===== Rows

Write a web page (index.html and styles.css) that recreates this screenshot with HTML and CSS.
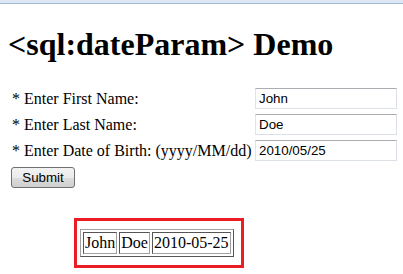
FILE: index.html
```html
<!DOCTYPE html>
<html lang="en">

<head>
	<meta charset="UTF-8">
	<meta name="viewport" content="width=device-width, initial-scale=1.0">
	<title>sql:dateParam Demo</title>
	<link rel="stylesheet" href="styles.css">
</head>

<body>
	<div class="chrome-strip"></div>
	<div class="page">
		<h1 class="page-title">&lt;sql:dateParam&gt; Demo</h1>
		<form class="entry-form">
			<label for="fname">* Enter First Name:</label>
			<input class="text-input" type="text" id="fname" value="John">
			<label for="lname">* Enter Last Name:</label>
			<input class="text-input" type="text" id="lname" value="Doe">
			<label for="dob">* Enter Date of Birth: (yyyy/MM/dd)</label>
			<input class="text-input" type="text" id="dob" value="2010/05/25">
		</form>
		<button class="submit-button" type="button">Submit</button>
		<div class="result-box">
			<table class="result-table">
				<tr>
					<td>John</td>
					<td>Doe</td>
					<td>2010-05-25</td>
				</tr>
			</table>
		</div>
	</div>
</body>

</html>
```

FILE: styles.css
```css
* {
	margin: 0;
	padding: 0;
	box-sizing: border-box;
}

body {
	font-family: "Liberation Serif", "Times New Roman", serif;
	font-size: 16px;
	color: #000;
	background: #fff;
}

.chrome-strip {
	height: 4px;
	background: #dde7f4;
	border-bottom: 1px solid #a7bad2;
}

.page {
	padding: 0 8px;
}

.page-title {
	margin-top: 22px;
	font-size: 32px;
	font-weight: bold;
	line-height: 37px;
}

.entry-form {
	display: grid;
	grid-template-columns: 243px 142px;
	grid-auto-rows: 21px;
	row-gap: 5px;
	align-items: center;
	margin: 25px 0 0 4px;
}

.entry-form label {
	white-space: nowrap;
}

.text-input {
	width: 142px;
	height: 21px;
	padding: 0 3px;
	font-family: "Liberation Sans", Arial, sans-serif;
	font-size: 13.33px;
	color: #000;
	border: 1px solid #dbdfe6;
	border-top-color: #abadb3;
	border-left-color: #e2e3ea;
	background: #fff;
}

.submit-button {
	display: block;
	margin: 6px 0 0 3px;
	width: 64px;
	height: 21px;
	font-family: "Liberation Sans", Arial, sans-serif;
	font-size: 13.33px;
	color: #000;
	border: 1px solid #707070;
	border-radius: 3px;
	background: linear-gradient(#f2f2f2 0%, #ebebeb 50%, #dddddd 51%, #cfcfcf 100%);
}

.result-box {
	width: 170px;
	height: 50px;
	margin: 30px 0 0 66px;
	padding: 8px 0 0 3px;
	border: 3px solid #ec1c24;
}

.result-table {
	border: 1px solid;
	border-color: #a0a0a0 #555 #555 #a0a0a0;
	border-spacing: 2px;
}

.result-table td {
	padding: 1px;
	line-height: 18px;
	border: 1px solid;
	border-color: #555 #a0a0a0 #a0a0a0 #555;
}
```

==========
===== Rows

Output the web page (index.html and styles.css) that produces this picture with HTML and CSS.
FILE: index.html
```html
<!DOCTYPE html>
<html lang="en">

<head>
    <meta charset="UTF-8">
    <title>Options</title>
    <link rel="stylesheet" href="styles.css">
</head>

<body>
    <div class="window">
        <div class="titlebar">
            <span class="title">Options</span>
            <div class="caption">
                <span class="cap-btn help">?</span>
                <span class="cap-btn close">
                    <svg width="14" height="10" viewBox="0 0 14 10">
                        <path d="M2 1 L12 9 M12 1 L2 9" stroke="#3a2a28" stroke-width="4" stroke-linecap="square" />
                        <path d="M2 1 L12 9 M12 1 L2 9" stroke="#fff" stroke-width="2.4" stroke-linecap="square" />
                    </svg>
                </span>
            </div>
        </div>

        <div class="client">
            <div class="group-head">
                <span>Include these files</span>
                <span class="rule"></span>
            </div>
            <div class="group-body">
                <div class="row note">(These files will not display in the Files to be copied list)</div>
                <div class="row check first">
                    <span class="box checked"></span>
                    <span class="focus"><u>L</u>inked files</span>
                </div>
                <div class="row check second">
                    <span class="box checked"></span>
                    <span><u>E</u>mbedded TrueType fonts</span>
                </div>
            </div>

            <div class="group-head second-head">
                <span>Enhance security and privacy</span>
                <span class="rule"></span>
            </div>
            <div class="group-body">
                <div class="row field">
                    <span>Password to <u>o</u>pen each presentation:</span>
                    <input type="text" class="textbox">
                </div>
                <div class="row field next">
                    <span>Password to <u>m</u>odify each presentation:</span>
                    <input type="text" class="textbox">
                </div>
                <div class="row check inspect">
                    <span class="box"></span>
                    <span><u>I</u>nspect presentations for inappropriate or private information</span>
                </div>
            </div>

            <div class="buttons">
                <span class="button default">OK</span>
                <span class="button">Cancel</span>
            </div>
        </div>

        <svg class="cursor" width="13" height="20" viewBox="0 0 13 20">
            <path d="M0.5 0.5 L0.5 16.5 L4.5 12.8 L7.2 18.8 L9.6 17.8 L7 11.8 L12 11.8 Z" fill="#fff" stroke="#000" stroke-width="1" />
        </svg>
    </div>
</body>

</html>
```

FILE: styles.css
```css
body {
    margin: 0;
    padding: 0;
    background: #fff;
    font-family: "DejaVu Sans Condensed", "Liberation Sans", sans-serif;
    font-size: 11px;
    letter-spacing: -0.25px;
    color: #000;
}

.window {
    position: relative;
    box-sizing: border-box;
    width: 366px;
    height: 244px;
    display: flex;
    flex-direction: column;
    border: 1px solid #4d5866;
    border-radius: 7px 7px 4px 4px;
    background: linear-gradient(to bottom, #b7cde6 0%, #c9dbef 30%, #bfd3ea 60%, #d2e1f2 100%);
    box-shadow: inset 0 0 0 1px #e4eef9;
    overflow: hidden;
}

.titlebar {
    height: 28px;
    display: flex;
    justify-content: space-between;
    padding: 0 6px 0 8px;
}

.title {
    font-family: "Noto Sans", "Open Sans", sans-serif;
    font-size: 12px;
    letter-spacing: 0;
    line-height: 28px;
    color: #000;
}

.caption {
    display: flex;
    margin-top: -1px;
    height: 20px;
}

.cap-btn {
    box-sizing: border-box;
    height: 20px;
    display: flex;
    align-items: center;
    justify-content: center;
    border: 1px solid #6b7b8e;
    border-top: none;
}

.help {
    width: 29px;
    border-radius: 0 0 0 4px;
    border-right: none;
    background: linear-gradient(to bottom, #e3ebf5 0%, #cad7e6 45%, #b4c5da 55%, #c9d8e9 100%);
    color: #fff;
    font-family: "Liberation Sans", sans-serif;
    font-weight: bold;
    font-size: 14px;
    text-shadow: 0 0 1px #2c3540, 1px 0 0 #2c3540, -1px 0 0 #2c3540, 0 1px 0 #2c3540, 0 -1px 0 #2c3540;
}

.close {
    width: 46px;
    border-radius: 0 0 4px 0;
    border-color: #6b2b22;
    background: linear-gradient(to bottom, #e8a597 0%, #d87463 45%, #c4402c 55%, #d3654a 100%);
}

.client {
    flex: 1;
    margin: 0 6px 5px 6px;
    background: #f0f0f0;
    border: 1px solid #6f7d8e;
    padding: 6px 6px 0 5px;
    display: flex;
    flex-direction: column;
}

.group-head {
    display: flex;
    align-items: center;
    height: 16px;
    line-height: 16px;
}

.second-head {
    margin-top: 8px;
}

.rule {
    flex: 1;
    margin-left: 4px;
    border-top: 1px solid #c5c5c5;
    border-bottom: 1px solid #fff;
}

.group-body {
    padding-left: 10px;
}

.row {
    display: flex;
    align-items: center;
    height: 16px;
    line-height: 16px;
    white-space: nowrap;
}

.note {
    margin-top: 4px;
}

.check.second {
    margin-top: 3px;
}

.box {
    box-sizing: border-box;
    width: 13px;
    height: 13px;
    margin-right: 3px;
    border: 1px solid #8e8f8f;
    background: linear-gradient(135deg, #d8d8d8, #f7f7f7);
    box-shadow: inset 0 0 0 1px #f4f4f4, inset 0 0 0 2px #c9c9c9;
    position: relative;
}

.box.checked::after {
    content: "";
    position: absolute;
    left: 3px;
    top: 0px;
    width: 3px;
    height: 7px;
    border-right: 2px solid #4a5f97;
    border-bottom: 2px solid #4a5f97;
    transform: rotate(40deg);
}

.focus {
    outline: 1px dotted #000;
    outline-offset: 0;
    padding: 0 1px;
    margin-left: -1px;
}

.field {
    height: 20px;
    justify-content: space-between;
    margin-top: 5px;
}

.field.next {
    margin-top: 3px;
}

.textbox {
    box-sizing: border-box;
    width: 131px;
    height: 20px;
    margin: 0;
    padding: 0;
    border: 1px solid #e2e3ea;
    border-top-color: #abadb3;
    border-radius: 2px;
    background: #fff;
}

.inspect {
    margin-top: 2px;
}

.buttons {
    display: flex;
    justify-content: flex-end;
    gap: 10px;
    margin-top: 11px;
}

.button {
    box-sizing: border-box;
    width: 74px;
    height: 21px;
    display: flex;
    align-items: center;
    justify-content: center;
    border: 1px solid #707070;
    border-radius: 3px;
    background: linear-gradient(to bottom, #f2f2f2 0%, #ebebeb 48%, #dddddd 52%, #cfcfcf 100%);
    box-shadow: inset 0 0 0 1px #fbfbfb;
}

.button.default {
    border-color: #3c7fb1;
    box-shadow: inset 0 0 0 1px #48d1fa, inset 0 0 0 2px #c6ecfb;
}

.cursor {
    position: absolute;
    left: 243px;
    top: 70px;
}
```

==========
===== Rows

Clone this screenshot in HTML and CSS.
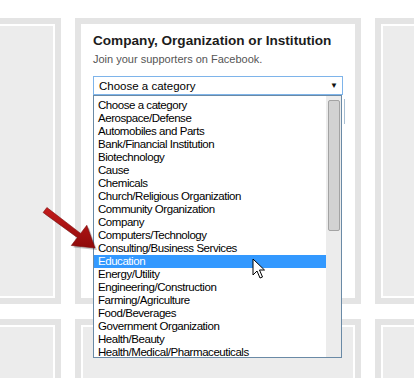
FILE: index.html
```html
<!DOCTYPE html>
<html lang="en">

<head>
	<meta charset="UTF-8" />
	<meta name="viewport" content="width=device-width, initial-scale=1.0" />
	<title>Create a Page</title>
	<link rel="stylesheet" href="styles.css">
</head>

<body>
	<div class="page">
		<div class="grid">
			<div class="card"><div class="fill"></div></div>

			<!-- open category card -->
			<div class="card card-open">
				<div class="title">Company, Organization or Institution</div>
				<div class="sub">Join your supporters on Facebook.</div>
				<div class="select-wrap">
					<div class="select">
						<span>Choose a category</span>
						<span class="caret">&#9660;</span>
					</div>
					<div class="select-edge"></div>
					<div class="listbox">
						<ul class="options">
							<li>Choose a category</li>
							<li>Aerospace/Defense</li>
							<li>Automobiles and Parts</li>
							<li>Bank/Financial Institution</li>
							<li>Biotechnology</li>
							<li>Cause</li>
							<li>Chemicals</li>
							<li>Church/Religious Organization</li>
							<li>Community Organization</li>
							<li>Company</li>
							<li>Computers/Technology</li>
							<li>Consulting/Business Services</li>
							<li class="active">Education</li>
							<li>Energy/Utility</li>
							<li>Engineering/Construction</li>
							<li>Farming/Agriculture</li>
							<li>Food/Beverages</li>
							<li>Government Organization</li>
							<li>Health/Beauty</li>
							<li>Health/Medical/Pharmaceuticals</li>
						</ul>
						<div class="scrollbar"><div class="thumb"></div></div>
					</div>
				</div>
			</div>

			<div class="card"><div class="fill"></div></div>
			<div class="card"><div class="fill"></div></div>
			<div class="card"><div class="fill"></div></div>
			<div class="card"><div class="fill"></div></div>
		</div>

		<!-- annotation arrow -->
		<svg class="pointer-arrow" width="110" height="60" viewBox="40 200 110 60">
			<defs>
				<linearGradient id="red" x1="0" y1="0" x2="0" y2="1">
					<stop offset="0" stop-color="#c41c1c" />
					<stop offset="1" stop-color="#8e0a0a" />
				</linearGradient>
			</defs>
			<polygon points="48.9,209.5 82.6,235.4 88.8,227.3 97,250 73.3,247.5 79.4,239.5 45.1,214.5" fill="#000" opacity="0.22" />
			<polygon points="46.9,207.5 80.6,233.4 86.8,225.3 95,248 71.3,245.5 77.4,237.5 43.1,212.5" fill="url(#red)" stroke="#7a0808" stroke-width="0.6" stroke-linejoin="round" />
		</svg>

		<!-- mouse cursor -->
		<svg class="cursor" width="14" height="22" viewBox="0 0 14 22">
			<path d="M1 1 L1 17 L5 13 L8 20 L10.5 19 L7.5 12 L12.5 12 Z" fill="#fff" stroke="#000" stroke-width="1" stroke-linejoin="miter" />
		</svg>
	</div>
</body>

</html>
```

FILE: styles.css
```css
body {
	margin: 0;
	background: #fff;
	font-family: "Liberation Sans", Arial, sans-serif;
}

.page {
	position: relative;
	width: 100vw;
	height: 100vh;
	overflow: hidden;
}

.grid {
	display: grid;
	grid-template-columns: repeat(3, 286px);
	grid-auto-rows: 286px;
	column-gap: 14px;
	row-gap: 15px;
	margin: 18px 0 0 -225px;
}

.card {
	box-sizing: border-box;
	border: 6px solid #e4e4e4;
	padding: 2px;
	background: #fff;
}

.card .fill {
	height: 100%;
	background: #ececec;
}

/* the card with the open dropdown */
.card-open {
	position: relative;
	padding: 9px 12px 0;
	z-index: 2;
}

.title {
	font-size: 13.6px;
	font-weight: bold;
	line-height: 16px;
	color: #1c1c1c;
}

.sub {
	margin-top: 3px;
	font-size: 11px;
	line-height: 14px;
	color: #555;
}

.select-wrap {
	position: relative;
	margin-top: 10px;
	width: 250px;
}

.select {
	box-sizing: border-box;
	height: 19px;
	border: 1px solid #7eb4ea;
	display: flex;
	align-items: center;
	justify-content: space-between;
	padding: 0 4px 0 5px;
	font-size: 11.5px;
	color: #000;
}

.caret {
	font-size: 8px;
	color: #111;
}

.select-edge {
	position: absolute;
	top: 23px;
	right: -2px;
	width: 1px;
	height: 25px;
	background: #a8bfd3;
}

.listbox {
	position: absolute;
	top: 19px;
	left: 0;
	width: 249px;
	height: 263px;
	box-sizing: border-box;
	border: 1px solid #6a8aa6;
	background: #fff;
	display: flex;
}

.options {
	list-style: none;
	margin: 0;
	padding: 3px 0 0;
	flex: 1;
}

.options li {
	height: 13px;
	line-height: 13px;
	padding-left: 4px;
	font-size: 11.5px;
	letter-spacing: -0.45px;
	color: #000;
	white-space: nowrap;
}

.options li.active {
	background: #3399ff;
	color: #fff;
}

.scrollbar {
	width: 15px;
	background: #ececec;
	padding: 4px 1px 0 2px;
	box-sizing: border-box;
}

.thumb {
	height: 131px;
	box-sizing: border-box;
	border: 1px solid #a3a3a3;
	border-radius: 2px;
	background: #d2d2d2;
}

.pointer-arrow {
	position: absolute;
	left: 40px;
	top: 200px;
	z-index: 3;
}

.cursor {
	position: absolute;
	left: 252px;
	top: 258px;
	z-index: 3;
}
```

==========

Pull out the lines above in which the word "that" appears.

Write a web page (index.html and styles.css) that recreates this screenshot with HTML and CSS.
Output the web page (index.html and styles.css) that produces this picture with HTML and CSS.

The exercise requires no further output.